The bill has received strong and wide-reaching support from consumers and industry, and some changes in recent days helped to placate some of those who felt the bill would be too invasive for farmers. But some still think it gives the Food and Drug Administration (FDA) too much authority.
"The bill still goes too far in the direction of trying to produce food from a bureaucrat's chair in Washington D.C.," said Rep. Frank Lucas (R-Okla).
What it means for industry
At present, the FDA can only request companies to recall their products; the bill would give it the power to order recalls. It would also give the FDA authority to set science-based standards for food manufacture and handling and require manufacturers to show how they meet them, or face strong penalties.

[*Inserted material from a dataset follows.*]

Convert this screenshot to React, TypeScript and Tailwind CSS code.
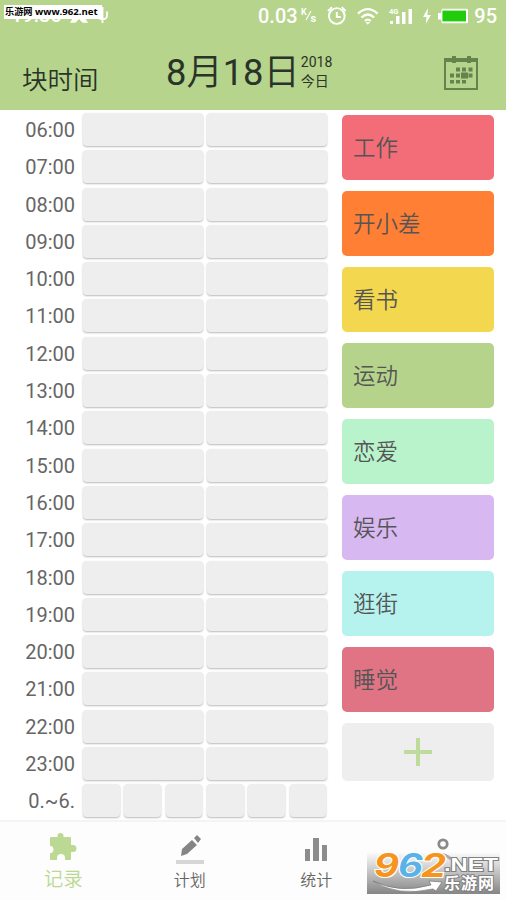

Additionally, the bill mandates more frequent FDA inspections – once a year for high-risk facilities and once every three years for others – to be partly funded through $500 fees payable by each manufacturing or processing facility. Currently manufacturing sites are only inspected about once a decade.
Trade association for the produce industry United Fresh said in a statement that it is “largely supportive” of the bill. “United Fresh has supported congressional action on food safety and appreciates the opportunity to provide critical input to lawmakers in development of the bill,” it said.
The Center for Science in the Public Interest (CSPI) also said it welcomed the bill. CSPI food safety director Caroline Smith DeWaal said: “This bill gives the FDA more authority and real enforcement teeth to help prevent more outbreaks, illnesses, and deaths.”
However, the bill does not aim to consolidate the splintered food safety system, which is split between federal authorities as well as state and local health departments. The FDA is responsible for about 80 percent of US food supply.
The bill is expected to go before the Senate in the fall, where it still needs to be passed before it can become law.
Currently a quarter of Americans are sickened by foodborne illness each year, and 5,000 die, according to government figures.